Exercise prompt >> Where a line contains the string "this", copy that line.
## Start Exercise input
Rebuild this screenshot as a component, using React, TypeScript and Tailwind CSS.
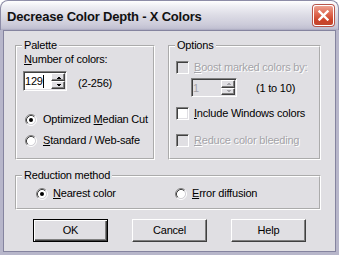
## End Exercise input
## Start Exercise input
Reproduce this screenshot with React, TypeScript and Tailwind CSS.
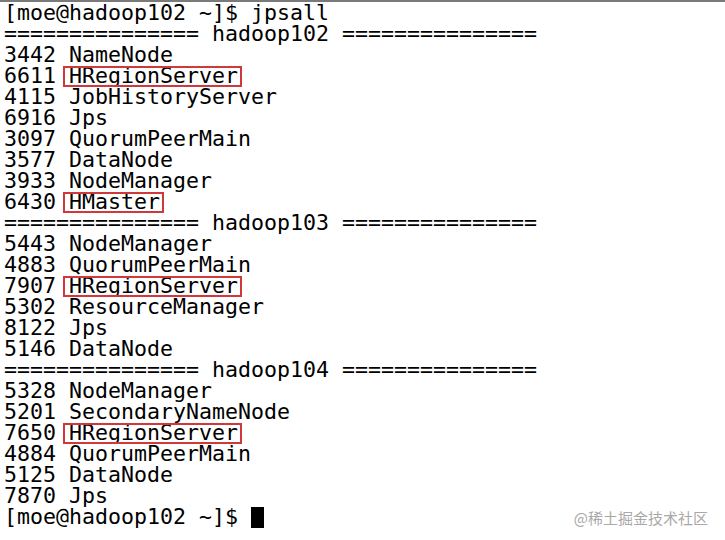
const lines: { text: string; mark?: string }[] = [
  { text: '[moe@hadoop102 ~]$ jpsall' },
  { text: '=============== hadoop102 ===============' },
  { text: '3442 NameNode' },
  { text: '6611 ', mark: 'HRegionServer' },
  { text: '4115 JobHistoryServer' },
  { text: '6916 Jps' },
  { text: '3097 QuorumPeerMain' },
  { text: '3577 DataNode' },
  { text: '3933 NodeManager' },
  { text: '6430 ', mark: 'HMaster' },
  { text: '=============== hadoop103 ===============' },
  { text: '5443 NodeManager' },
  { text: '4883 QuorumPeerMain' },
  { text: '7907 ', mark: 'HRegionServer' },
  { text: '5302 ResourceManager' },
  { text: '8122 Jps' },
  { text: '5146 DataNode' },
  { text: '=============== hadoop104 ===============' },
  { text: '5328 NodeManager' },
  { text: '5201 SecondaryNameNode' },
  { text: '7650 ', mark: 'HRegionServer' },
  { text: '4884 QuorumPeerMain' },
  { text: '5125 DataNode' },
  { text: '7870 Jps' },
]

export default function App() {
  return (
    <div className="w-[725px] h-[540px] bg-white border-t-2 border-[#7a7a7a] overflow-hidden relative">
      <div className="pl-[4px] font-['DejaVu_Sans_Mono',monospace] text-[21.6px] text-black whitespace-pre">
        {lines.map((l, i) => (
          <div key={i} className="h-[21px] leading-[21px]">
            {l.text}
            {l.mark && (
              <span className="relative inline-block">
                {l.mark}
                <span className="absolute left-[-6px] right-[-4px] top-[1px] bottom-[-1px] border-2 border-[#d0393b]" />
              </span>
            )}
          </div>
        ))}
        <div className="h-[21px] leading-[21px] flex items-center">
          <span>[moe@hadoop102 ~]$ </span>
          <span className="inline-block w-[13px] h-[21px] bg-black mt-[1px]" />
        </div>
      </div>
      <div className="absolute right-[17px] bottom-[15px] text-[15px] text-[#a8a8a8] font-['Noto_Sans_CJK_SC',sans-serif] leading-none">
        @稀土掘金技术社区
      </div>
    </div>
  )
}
## End Exercise input
Task output >>
Rebuild this screenshot as a component, using React, TypeScript and Tailwind CSS.
Reproduce this screenshot with React, TypeScript and Tailwind CSS.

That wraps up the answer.